1. Gabinia Lex, proposed by the tribune Gabinius B.C. 139, introduced the ballot in the election of magistrates (Cic. l.c.); whence Cicero (Agr. II.2) calls the tabella "vindex tacitae libertatis."

2. Cassia Lex, proposed by the tribune L. Cassius Longus B.C. 137, introduced the ballot in the "Judicium Populi," with the exception of cases of Perduellio. The "Judicium Populi" undoubtedly applies to cases tried in the comitia by the whole body of the people [Judex, p649], although Ernest (Index Leg.) wishes to give a different interpretation to the words. This law was supported by Scipio Africanus the younger, for which he was censured by the aristocratical party (Cic. de Leg. III.16, Brut. 25, 27, pro Sextio, 48; Ascon. in Cornel. p78, ed. Orelli).

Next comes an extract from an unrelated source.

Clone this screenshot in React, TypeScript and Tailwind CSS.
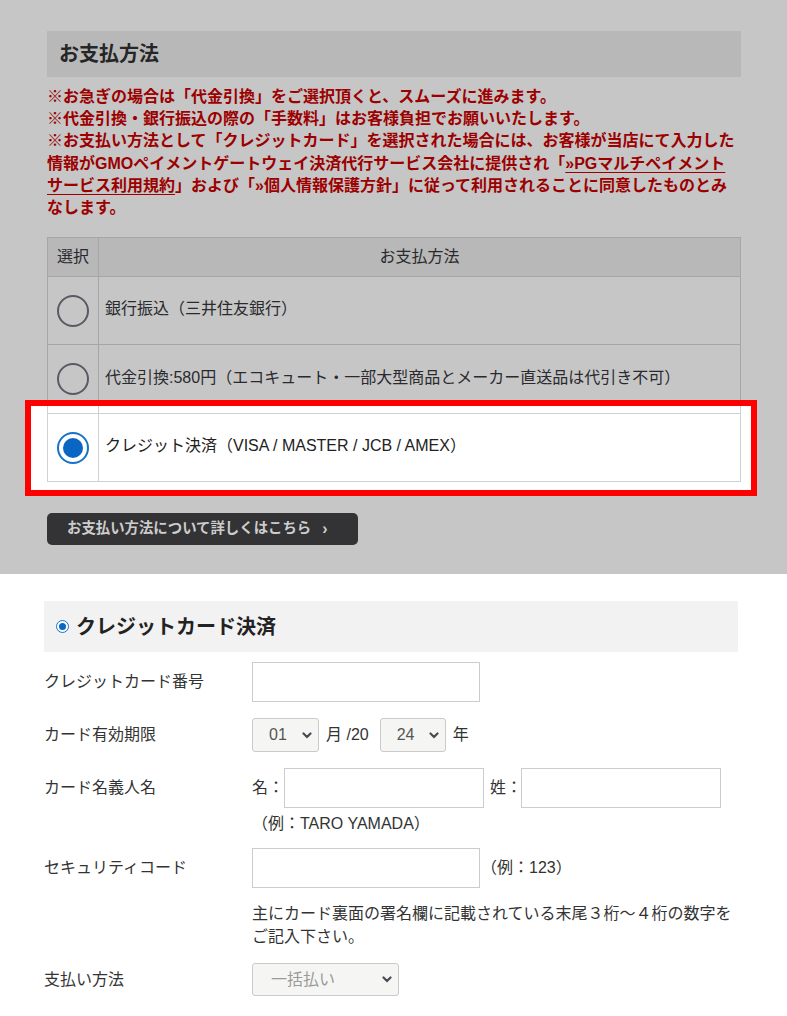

3. Papiria Lex, proposed by the tribune C. Papirius Carbo B.C. 131, introduced the ballot in the enactment and repeal of laws (Cic. de Leg. III.16).

4. Caelia Lex, proposed by C. Caelius Caldus B.C. 107, introduced the ballot in cases of Perduellio, which had been excepted in the Cassian law (Cic. l.c.).

There was also a law brought forward by Marius B.C. 119, which was intended to secure freedom and order in voting (Cic. de Leg. III.17; Plut. Mar. 4).